Affinché quest’operazione sia efficace è necessario però individuare l’ambiente ideale nel quale il fenomeno può essere massimizzato e occorre definire un tempo di durata del processo che sia “industrializzabile” e compatibile con i ritmi di produzione dei rifiuti organici stessi.In natura infatti ogni rifiuto organico ha i suoi tempi di biodegradazione, paglia e legno impiegheranno più tempo di amido e cellulosa. Similmente in ambienti freddi e secchi i processi di biodegradazione saranno più lenti che in ambienti caldi e umidi.Questo significa che la biodegradazione è fortemente influenzata dalla natura chimica della sostanza o materiale che si intende biodegradare e dall’ambiente di biodegradazione. Gli ambienti nei quali la biodegradazione avviene a ritmi consistenti e può essere gestita industrialmente sono quelli del compostaggio e della digestione anaerobica.

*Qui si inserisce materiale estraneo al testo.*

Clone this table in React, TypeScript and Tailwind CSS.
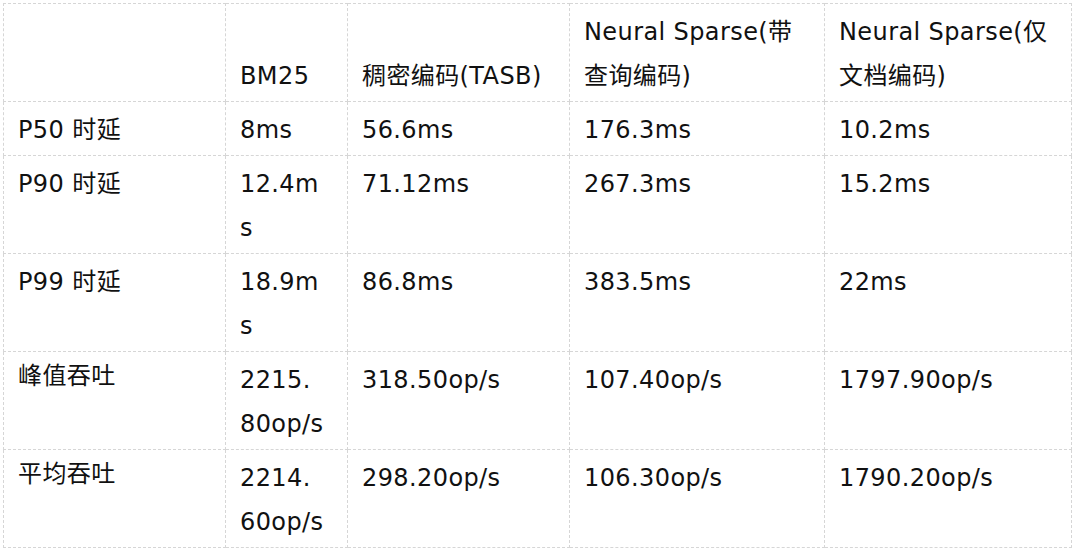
import React from "react";

const font = {
  fontFamily: '"DejaVu Sans", "Noto Sans CJK SC", sans-serif',
};

type Row = { label: string; cjk?: boolean; cells: React.ReactNode[] };

const rows: Row[] = [
  { label: "P50 时延", cells: ["8ms", "56.6ms", "176.3ms", "10.2ms"] },
  {
    label: "P90 时延",
    cells: [<>12.4m<br />s</>, "71.12ms", "267.3ms", "15.2ms"],
  },
  {
    label: "P99 时延",
    cells: [<>18.9m<br />s</>, "86.8ms", "383.5ms", "22ms"],
  },
  {
    label: "峰值吞吐",
    cjk: true,
    cells: [<>2215.<br />80op/s</>, "318.50op/s", "107.40op/s", "1797.90op/s"],
  },
  {
    label: "平均吞吐",
    cjk: true,
    cells: [<>2214.<br />60op/s</>, "298.20op/s", "106.30op/s", "1790.20op/s"],
  },
];

const cellCls =
  "border border-dashed border-[#d6d6d6] align-top pl-[14px] pr-1 pt-[6px] pb-[3px] leading-[44px] whitespace-nowrap";
const cjkCellCls =
  "border border-dashed border-[#d6d6d6] align-top pl-[14px] pr-1 pt-[2px] pb-[7px] leading-[44px] whitespace-nowrap";
const headCls =
  "border border-dashed border-[#d6d6d6] align-bottom pl-[14px] pr-1 pt-[1px] pb-[8px] leading-[44px] font-normal text-left whitespace-nowrap";
const headLatinCls =
  "border border-dashed border-[#d6d6d6] align-bottom pl-[14px] pr-1 pt-[6px] pb-[3px] leading-[44px] font-normal text-left whitespace-nowrap";

export default function App() {
  return (
    <div
      className="w-[1080px] h-[556px] bg-white pt-[3px] pl-[3px] text-[#111] text-[24px] tracking-[0.4px]"
      style={font}
    >
      <table className="border-collapse table-fixed w-[1068px]">
        <colgroup>
          <col className="w-[222px]" />
          <col className="w-[122px]" />
          <col className="w-[222px]" />
          <col className="w-[255px]" />
          <col className="w-[247px]" />
        </colgroup>
        <thead>
          <tr>
            <th className={headLatinCls}>
              <br />
              &nbsp;
            </th>
            <th className={headLatinCls}>BM25</th>
            <th className={headLatinCls}>稠密编码(TASB)</th>
            <th className={headLatinCls}>
              Neural Sparse(带<br />查询编码)
            </th>
            <th className={headLatinCls}>
              Neural Sparse(仅<br />文档编码)
            </th>
          </tr>
        </thead>
        <tbody>
          {rows.map((r) => (
            <tr key={r.label}>
              <td className={r.cjk ? cjkCellCls : cellCls}>{r.label}</td>
              {r.cells.map((c, i) => (
                <td key={i} className={cellCls}>
                  {c}
                </td>
              ))}
            </tr>
          ))}
        </tbody>
      </table>
    </div>
  );
}
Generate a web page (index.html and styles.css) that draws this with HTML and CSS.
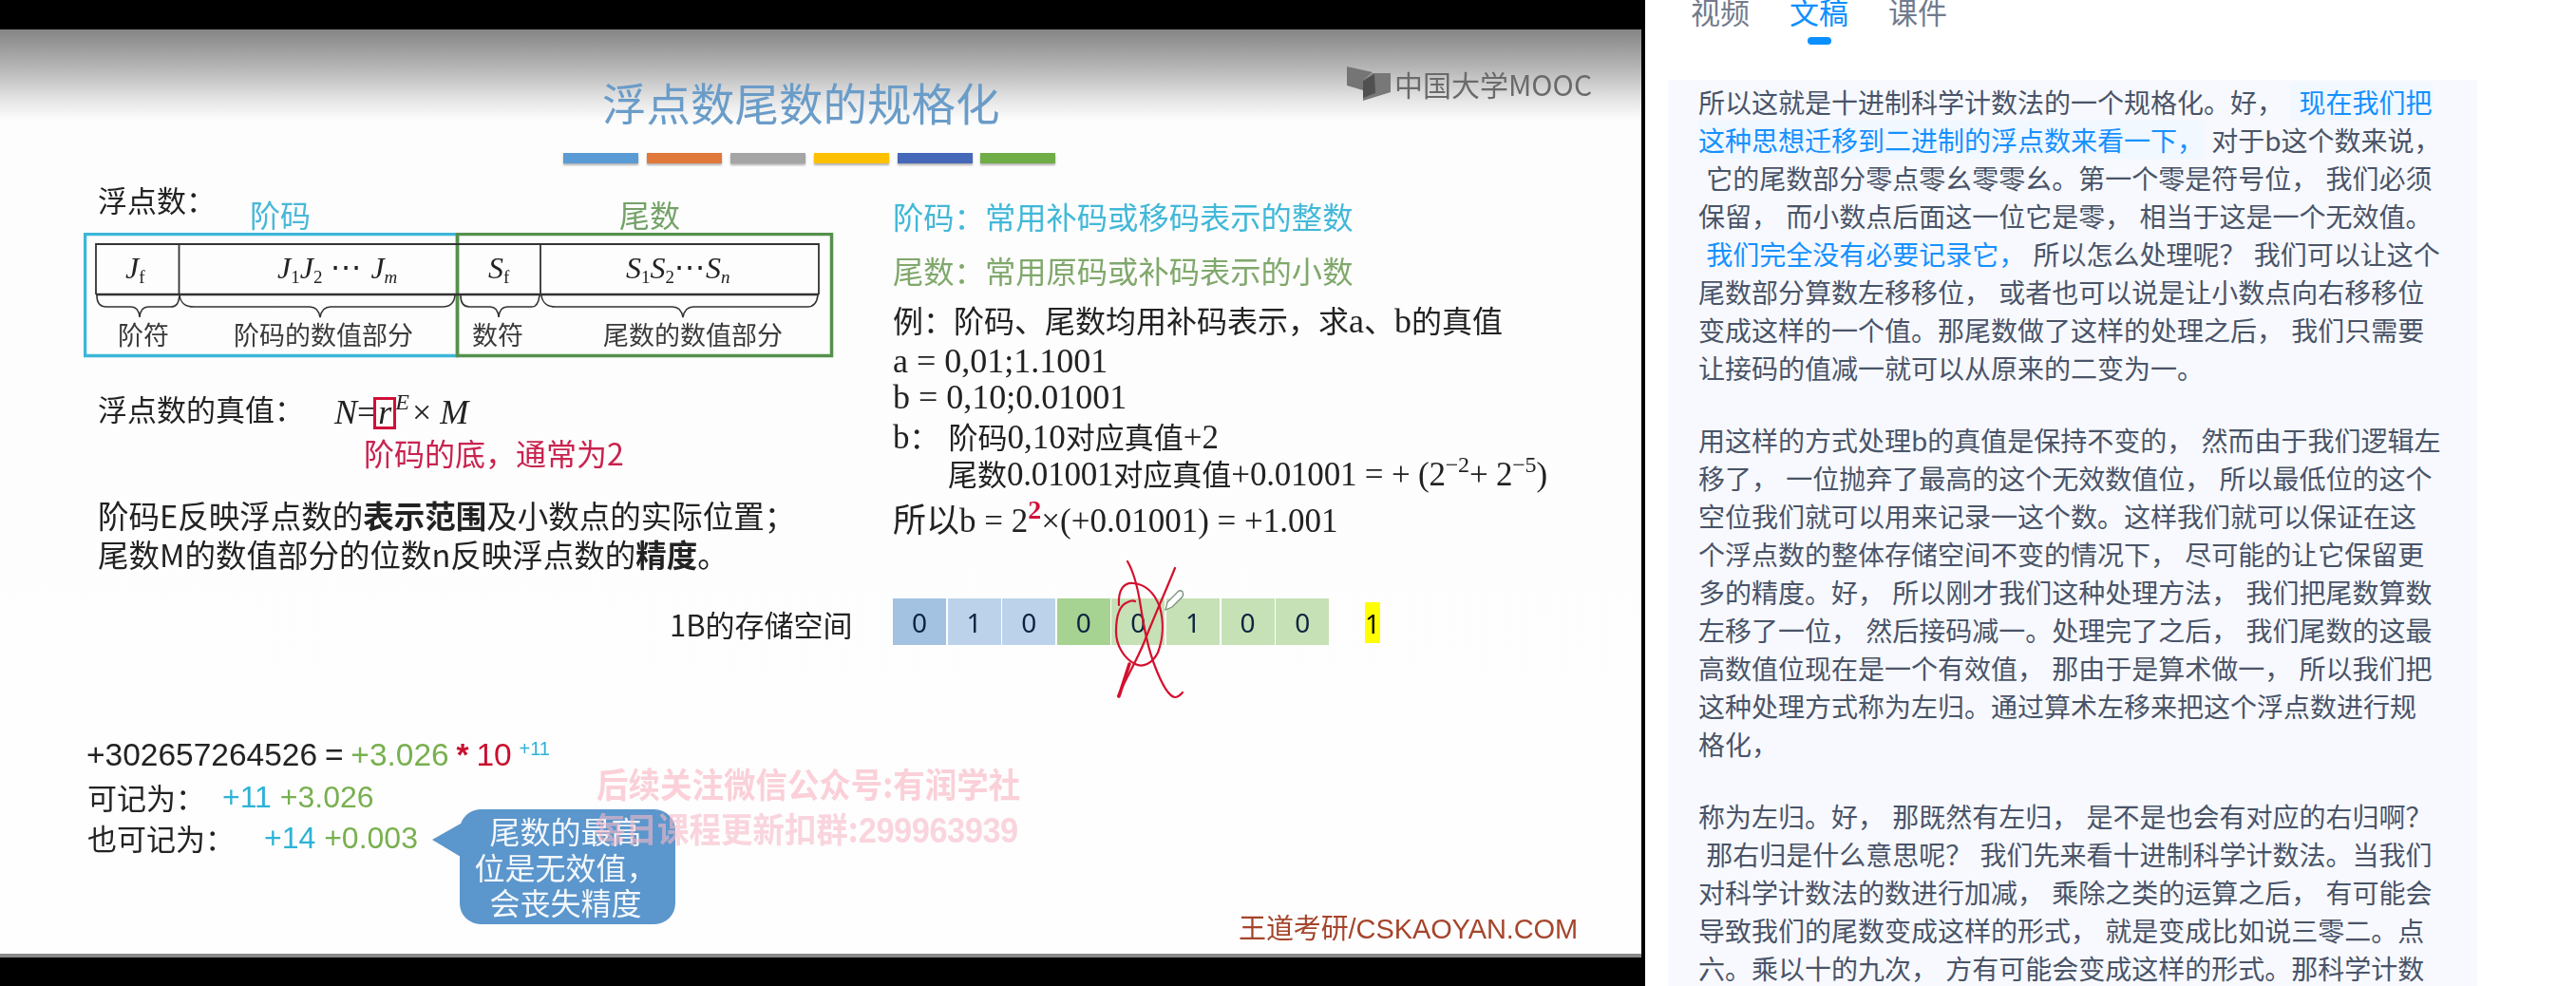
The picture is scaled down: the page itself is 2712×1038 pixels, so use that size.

In questi sistemi si possono dunque trattare i rifiuti solidi organici, compresi i manufatti (ad esempio di plastica biodegradabile) che hanno una velocità di biodegradazione compatibile con tali trattamenti. Nel caso del compostaggio si otterrà il compost maturo (che è un fertilizzante), e nel caso della digestione anaerobica (seguita da stabilizzazione in compostaggio) si otterranno biogas (e quindi energia) e compost.
Un altro ambiente biologicamente attivo è il suolo: alcuni materiali possono biodegradare completamente in suolo, e questa proprietà può essere sfruttata in specifiche applicazioni quali ad esempio al pacciamatura.